Pfizer took over the site as part of its $68 billion acquisition of Wyeth and since then has reimbursed the Environmental Protection Agency's (EPA) cleanup program at an estimated cost of $200 million. The latest phase of the project is a small-scale trial of onsite cleanup methods which, if successful, will help eliminate some of the more persistent, troublesome contaminants. The trialing of two onsite methods--alone and in combination--comes after the team ran into difficulties when transporting materials away from the 435-acre plot in Bridgewater, NJ.

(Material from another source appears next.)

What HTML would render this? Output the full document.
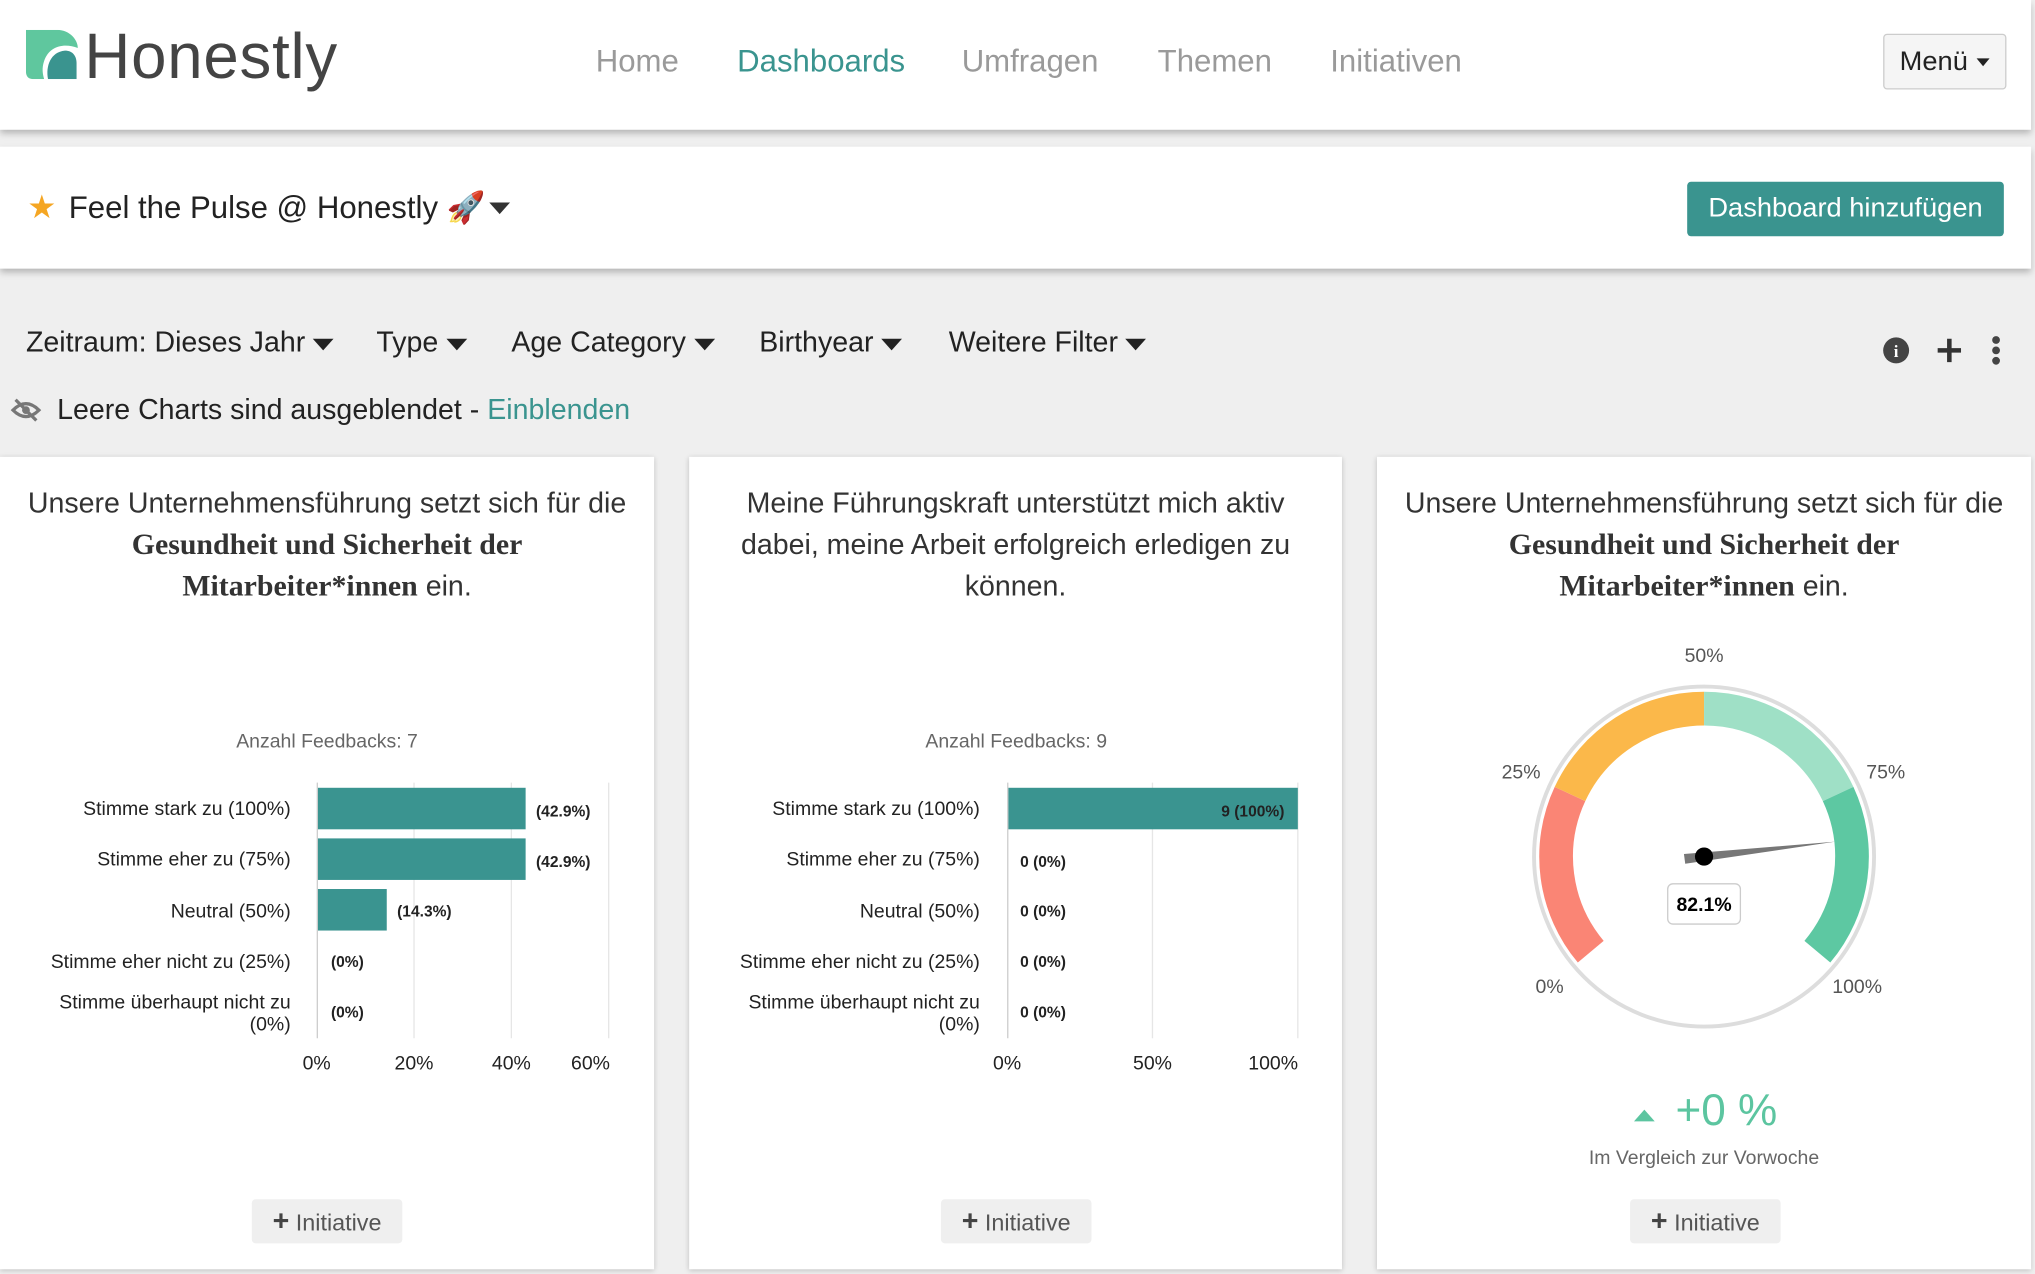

"In the past when we moved the materials and then treated them, [benzene] emissions were released. That's why we're doing this in place," Dakon Brodmerkel told NJ.com. Brodmerkel works for CH2MHill, the contractor hired by Pfizer to handle the cleanup. The problematic materials are two forms of an acid tar--one viscous and rubbery, the other hard and crumbly--that treatment systems installed to cleanup groundwater are unable to process. CH2MHill found the materials at two locations where American Cyanamid produced benzene, toluene, and xylene, chemicals that have been used in drug manufacturing.

The trial of methods to clean up the materials is taking place over winter to cut the risk of major weather events, such as the hurricane that flooded the site in August 2011. Over winter there are also fewer people using the nearby paths and ballpark, which were built on 140 acres of land decontaminated in the first wave of the cleanup effort.